Monday, October 13, 2014

Here I go again on my own

I've started multiple blogs over the years, but I've never been able to blog consistently. Life always seems to get in the way (and blogging is pretty low on my priority list) and I always felt constrained and the things I felt comfortable actually posting were pretty boring. Like, did anyone really need to know that I ran 13 miles, ate a potato and took an ice bath while drinking beer to stay warm? No. Does anyone really care about my family/personal issues (well some people might, but it's certainly not something I want to have living forever on the interwebs, as the interwebs never forget!) I also always felt like my blogs never really had a focus - was it about running? money? family? If I couldn't figure it out, why would anyone else want to?

I came to the conclusion recently that it just doesn't matter - I just want to write. I know I'm not the best writer, but I need an outlet and I'd love to have a personal record/journal of my life (boring though it may be at times.) I have no clue what I'll write about or what direction this will take, or if I'll even stick with it,  but it just feels right at the moment. I'm not going to really worry about what I post and I'm just going to go with the flow (ha! just typing that is funny, because I'm not really the most easy-going person.) Heck, I don't even know if anyone will actually read this (or if I even want them to...)
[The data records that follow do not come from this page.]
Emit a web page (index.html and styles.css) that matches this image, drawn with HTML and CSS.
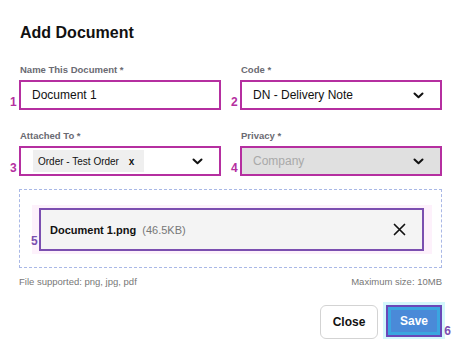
FILE: index.html
```html
<!DOCTYPE html>
<html>
<head>
    <meta charset="utf-8">
    <title>Add Document</title>
    <link rel="stylesheet" href="styles.css">
</head>
<body>
    <div class="modal">
        <h2>Add Document</h2>

        <div class="fields">
            <div class="field">
                <label>Name This Document *</label>
                <div class="box">
                    <span class="value">Document 1</span>
                    <span class="mark">1</span>
                </div>
            </div>
            <div class="field">
                <label>Code *</label>
                <div class="box">
                    <span class="value">DN - Delivery Note</span>
                    <svg class="chevron" width="11" height="7" viewBox="0 0 11 7"><path d="M1.5 1.5 L5.5 5.3 L9.5 1.5" fill="none" stroke="#111" stroke-width="2" stroke-linecap="round" stroke-linejoin="round"/></svg>
                    <span class="mark">2</span>
                </div>
            </div>
            <div class="field">
                <label>Attached To *</label>
                <div class="box tagbox">
                    <span class="tag">Order - Test Order <b>x</b></span>
                    <svg class="chevron" width="11" height="7" viewBox="0 0 11 7"><path d="M1.5 1.5 L5.5 5.3 L9.5 1.5" fill="none" stroke="#111" stroke-width="2" stroke-linecap="round" stroke-linejoin="round"/></svg>
                    <span class="mark">3</span>
                </div>
            </div>
            <div class="field">
                <label>Privacy *</label>
                <div class="box disabled">
                    <span class="value">Company</span>
                    <svg class="chevron" width="11" height="7" viewBox="0 0 11 7"><path d="M1.5 1.5 L5.5 5.3 L9.5 1.5" fill="none" stroke="#111" stroke-width="2" stroke-linecap="round" stroke-linejoin="round"/></svg>
                    <span class="mark">4</span>
                </div>
            </div>
        </div>

        <div class="dropzone">
            <div class="highlight">
                <div class="file">
                    <span><b>Document 1.png</b> <span class="size">(46.5KB)</span></span>
                    <svg width="13" height="13" viewBox="0 0 13 13"><path d="M1.5 1.5 L11.5 11.5 M11.5 1.5 L1.5 11.5" stroke="#111" stroke-width="1.7" stroke-linecap="round"/></svg>
                    <span class="mark purple">5</span>
                </div>
            </div>
        </div>
        <div class="hint">
            <span>File supported: png, jpg, pdf</span>
            <span>Maximum size: 10MB</span>
        </div>

        <div class="actions">
            <button class="close">Close</button>
            <button class="save">Save<span class="mark purple">6</span></button>
        </div>
    </div>
</body>
</html>
```

FILE: styles.css
```css
body {
    font-family: "Liberation Sans", Arial, sans-serif;
    background: #fff;
    margin: 0;
    padding: 0;
    color: #111;
}
.modal {
    padding: 23px 19px 0 19px;
}
h2 {
    font-size: 16px;
    margin: 0 0 21px 1px;
    line-height: 20px;
}
.fields {
    display: grid;
    grid-template-columns: 1fr 1fr;
    column-gap: 19px;
    row-gap: 20px;
}
label {
    display: block;
    font-size: 9.5px;
    font-weight: bold;
    color: #6a6a72;
    margin: 0 0 5px 1px;
    line-height: 11px;
}
.box {
    position: relative;
    height: 30px;
    box-sizing: border-box;
    border: 2px solid #b52fa0;
    display: flex;
    align-items: center;
    justify-content: space-between;
    padding: 0 16px 0 11px;
    font-size: 12px;
}
.tagbox {
    padding-left: 12px;
}
.disabled {
    background: #e0e0e0;
    color: #a9a9a9;
}
.chevron {
    margin-top: 1px;
}
.tag {
    background: #efefef;
    font-size: 10px;
    padding: 6px 10px 5px 5px;
    line-height: 11px;
}
.tag b {
    margin-left: 7px;
}
.mark {
    position: absolute;
    left: -11px;
    bottom: 0;
    font-size: 12px;
    font-weight: bold;
    color: #b52fa0;
    line-height: 12px;
}
.mark.purple {
    color: #7b4fb0;
}
.dropzone {
    margin-top: 13px;
    border: 1px dashed #a9b8e6;
    padding: 15px 9px 13px 12px;
}
.highlight {
    background: #fdf1fb;
    padding: 3px 8px 3px 7px;
}
.file {
    position: relative;
    height: 43px;
    box-sizing: border-box;
    border: 2px solid #7b4fb0;
    background: #f4f4f4;
    display: flex;
    align-items: center;
    justify-content: space-between;
    padding: 0 16px 0 9px;
    font-size: 11px;
}
.file .mark {
    left: -10px;
    bottom: 2px;
}
.size {
    color: #777;
    margin-left: 3px;
}
.hint {
    display: flex;
    justify-content: space-between;
    font-size: 9.5px;
    color: #777;
    margin-top: 8px;
}
.actions {
    display: flex;
    justify-content: flex-end;
    gap: 8px;
    margin-top: 18px;
}
button {
    font-family: inherit;
    font-size: 12px;
    font-weight: bold;
    height: 34px;
    border-radius: 6px;
    cursor: pointer;
}
.close {
    width: 58px;
    background: #fff;
    border: 1px solid #d3d3d3;
    color: #111;
}
.save {
    position: relative;
    width: 56px;
    height: 32px;
    border-radius: 0;
    color: #fff;
    background: #4a8ad8;
    border: 2px solid #6a48b8;
    box-shadow: inset 0 0 0 3px #3aa6e0, 0 0 0 3px #d3f7fb;
}
.save .mark {
    left: auto;
    right: -11px;
    bottom: -2px;
}
```
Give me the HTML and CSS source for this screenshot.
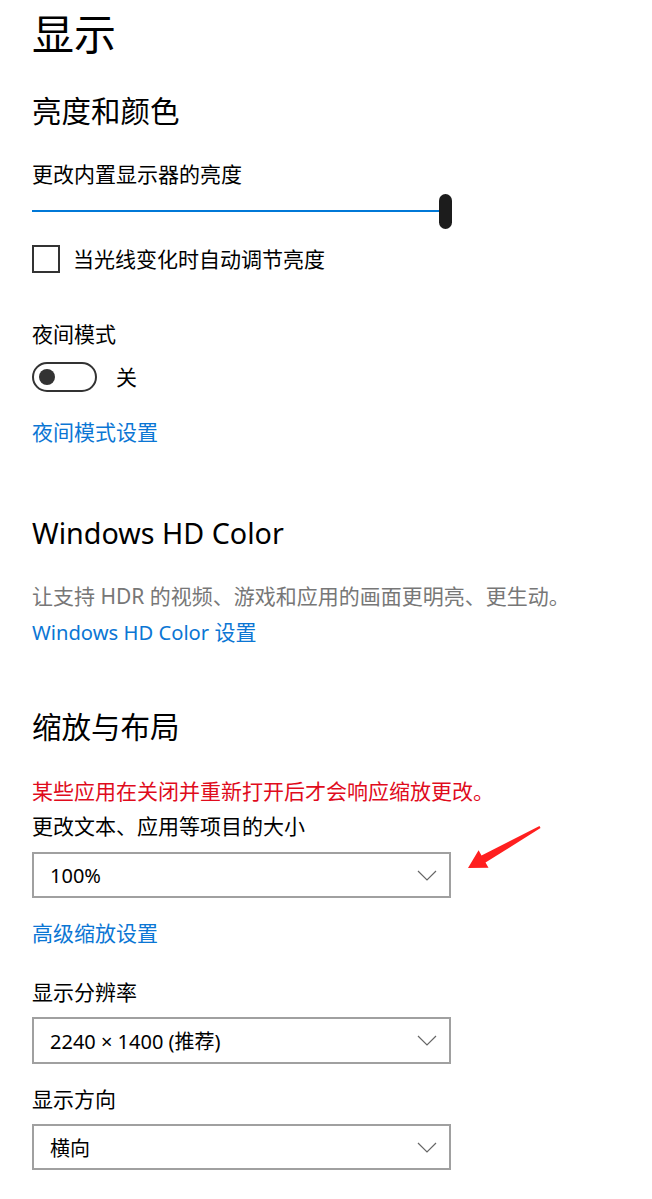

All I know is that it feels good to put my fingers to the keyboard (why does that sound creepy and slightly...pornographic? Is it just me?)  I'm not exactly sure what may come out, but I'm trying to let go and have fun with it. Cliche as it is, life is short and the years are flying by. You know how you look at an old picture of yourself and you're all "how did I ever think I was fat/ugly/that outfit was a good idea and why didn't I appreciate the way I looked then? Because I'd give anything to have it back" Yeah, I don't want to look at my life that way anymore...so here I go again.